On concerns that the Bangsamoro would create its own Human Rights Commission, Auditing Body and Civil Service Office, Davide said that these special bodies would supplement and not supplant their national counterparts as these bodies would have concurrent and not exclusive powers.

Davide suggested that lawmakers insert a clarificatory clause to this provision (such as “without prejudice to the powers of”) to avoid confusion.

The panel also proposed the inclusion of “solidarity” and “devolved powers” in the provisions and using “parliamentary” instead of “ministerial” to ensure consistency and clarity in the BBL.

Poor not represented

During the hearing, former Commission on Elections Chair Christian Monsod said the peace council had “major limitations” in its work as the poor and the farmers were not properly represented in the council.

“The peace council is not a real citizen’s summit as the poorest of the poor have no representation and voice in the council. There are 24 million of them and 9 million of them are food-poor. They should have been heard in the meetings but they were not heard and, consequently, neither in the plenary,” said Monsod.
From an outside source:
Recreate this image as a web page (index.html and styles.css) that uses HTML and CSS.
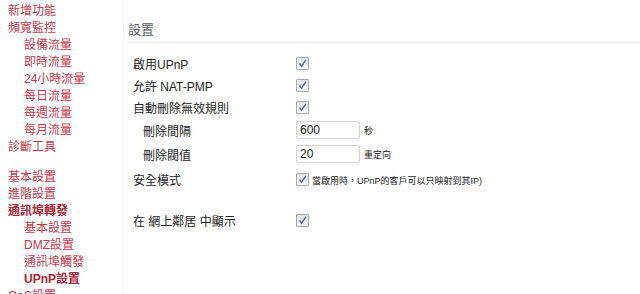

He said the summit was dominated by businessmen and indigenous people in Mindanao with special concerns.

BBL ad hoc committee chair and Cagayan de Oro Rep. Rufus Rodriguez said Congress would have to excise at least eight provisions in the BBL that his members deemed unconstitutional.

“I’m still of the belief that there can be no interference with the [duty of the constitutional] commissions. The constitutional commissions can make their own regional offices, enlarge their operations there and their powers and that’s perfectly within their duty, but Congress cannot determine, expand or create offices and place them under the commissions.

“We still believe the provisions on the [creation of Bangsamoro’s own constitutional] commissions should be removed,” Rodriguez said during a break in the hearing.

He said the creation of the Bangsamoro region’s own constitutional bodies would throw a monkey wrench at the work and mandate of existing commissions.

The peace council will submit the findings of its four clusters to Congress.